The Bad Never Leave
I sat in my office tonight with my jaw hanging open, dumbfounded at the words I was hearing coming from the mouth of Hosni Mubarak.
The protesters have consistently made three demands: the resignation of President Mubarak, the lifting of the Emergency Law, and the dissolving of the fraudulently elected Parliament. Of these, the resignation of Mubarak has been the one non-negotiable articulated by everyone from self-appointed spokesmen like Muhammad El Baradei to the random protester in Tahrir Square.
Mubarak addressed the crowds as his children, told them how proud he was of their protests, assured them he would punish those responsible for attacking them, explained which six changes he would make to the constitution for them, and urged them to stop listening to the foreigners who were stirring them up and go home or get back to work.
Along the way he invoked every nationalistic trope imaginable, from military service to the freeing of the Sinai to the flag, his age, how much he feels their pain, the common struggle, the perseverence and honesty of the Egyptian people… the list seemed endless.
It was the classic dissembling doublespeak that the regime has indulged in for decades and should not have surprised me.
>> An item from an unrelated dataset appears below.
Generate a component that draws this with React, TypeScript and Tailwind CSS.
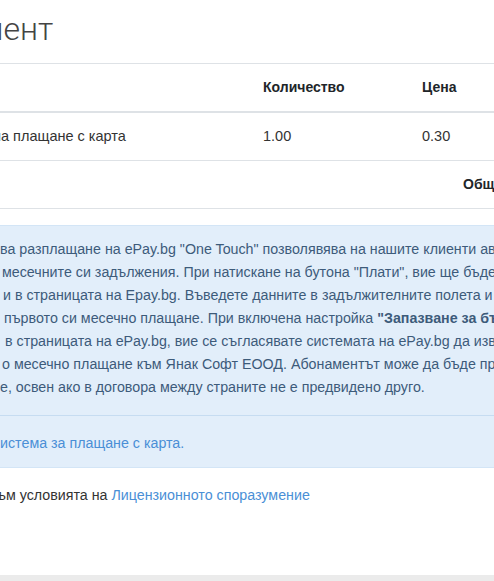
import React from 'react';

const lines: { pad: string; text: React.ReactNode }[] = [
  { pad: 'pl-0', text: 'ва разплащане на ePay.bg "One Touch" позволявява на нашите клиенти автоматично' },
  { pad: 'pl-[2px]', text: 'месечните си задължения. При натискане на бутона "Плати", вие ще бъдете пренасочени' },
  { pad: 'pl-[3px]', text: 'и в страницата на Epay.bg. Въведете данните в задължителните полета и натиснете' },
  {
    pad: 'pl-[4px]',
    text: (
      <>
        {' '}първото си месечно плащане. При включена настройка{' '}
        <span className="font-bold">"Запазване за бъдещи плащания"</span>
      </>
    ),
  },
  { pad: 'pl-[5px]', text: ' в страницата на ePay.bg, вие се съгласявате системата на ePay.bg да извършва' },
  { pad: 'pl-[2px]', text: 'о месечно плащане към Янак Софт ЕООД. Абонаментът може да бъде прекратен' },
  { pad: 'pl-0', text: 'е, освен ако в договора между страните не е предвидено друго.' },
];

export default function App() {
  return (
    <div className="w-[494px] h-[581px] bg-white overflow-hidden flex flex-col font-['Liberation_Sans',Arial,sans-serif] text-[#333]">
      {/* заглавие */}
      <div className="h-[63px] overflow-hidden whitespace-nowrap pt-[10px]">
        <div className="-ml-[20px] font-['Roboto',sans-serif] font-light text-[32px] leading-[38px] text-[#444]">
          мент
        </div>
      </div>

      {/* таблица */}
      <div className="border-t border-[#dee2e6] border-b-2 h-[50px] flex items-center text-[14px] font-bold text-[#212529] whitespace-nowrap">
        <div className="w-[263px] shrink-0" />
        <div className="w-[159px] shrink-0">Количество</div>
        <div className="flex-1">Цена</div>
      </div>
      <div className="border-b border-[#dee2e6] h-[48px] flex items-center text-[14.5px] whitespace-nowrap">
        <div className="w-[263px] shrink-0 overflow-hidden">
          <div className="-ml-[7px]">на плащане с карта</div>
        </div>
        <div className="w-[159px] shrink-0">1.00</div>
        <div className="flex-1">0.30</div>
      </div>
      <div className="border-b border-[#dee2e6] h-[48px] flex items-center text-[14px] font-bold text-[#212529] whitespace-nowrap overflow-hidden">
        <div className="w-[463px] shrink-0" />
        <div className="shrink-0">Общо</div>
      </div>

      {/* инфо блок */}
      <div className="mt-[16px] bg-[#e2eefa] border-y border-[#d3e5f6] text-[14.25px] leading-[23px] text-[#3d5b7a]">
        <div className="pt-[12px] pb-[16px] overflow-hidden whitespace-nowrap">
          {lines.map((l, i) => (
            <div key={i} className={l.pad}>
              {l.text}
            </div>
          ))}
        </div>
        <div className="border-t border-[#c6dcf1] h-[52px] pt-[4px] flex items-center whitespace-nowrap text-[#4a8fd6]">
          истема за плащане с карта.
        </div>
      </div>

      {/* условия */}
      <div className="pt-[16px] text-[14.25px] leading-[23px] whitespace-nowrap overflow-hidden">
        <div className="-ml-[3px]">
          ъм условията на <span className="text-[#4a8fd6]">Лицензионното споразумение</span>
        </div>
      </div>

      <div className="flex-1" />
      <div className="h-[6px] bg-[#ebebeb]" />
    </div>
  );
}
Just a week ago I had told a group of students that I would not really believe Mubarak was gone until a stake was driven through his heart.
Like the crowds in Tahrir Square, I had been taken in by a series of false signs. A military council met without Mubarak (its titular head) and issued an ambiguous message saying they would step in to “safeguard the country”. General Hassan al-Roueini, the military commander for the Cairo area, told protesters in Tahrir Square, “All your demands will be met today.” The secretary general of the NDP (the job recently vacated by Gamal Mubarak) said that Mubarak should step down. And in the US, CIA director Leon Panetta told Congress today that he expected Mubarak to relinquish power.
“He will never leave,” a disheartened Egyptian friend in Luxur told me by IM this evening. “I have said so from the beginning.”
In Luxur, the people not only protested against Mubarak, they marched on the palace of the Supreme Council General seeking to oust its chair, Dr. Samir Farag (who most people call the governor of Luxur). Many hold Farag responsible for the destruction of dozens of homes and businesses to clear the way for development projects that would take even more of the tourism income from the hands of locals into the pockets of Cairo-based major tourist corporations.
A local business leader told me in 2010 that both the governor and former NDP secretary Gamal Mubarak were shareholders in the companies engaged in the tourism development, which meant police frequently enforced company decisions and court challenges were futile.
My disappointment is nothing, NOTHING compared to his. Issander is a tour guide in Luxur, whose livelihood depends on tourism. The protests in Luxur have cost himhis livelihood, his savings, and he fears much more. “I have lost everything,” he said.
While there were signs of returning normalcy in Cairo this week, he said there were none in Luxur. Shops are closed. Banks are closed. Schools are closed, and life is at a standstill. It will take months before tourism resumes at even a fraction of normal rates and Issander and other people dependent on tourism don’t know what they will do.
If they felt the protests had accomplished something, the mood might be less dark. At least there would be the hope of a brighter future for themselves and their children.
But neither Mubarak nor the governor of Luxur have left in the face of their peoples’ anger.
“The bad ones never leave,” Issander lamented.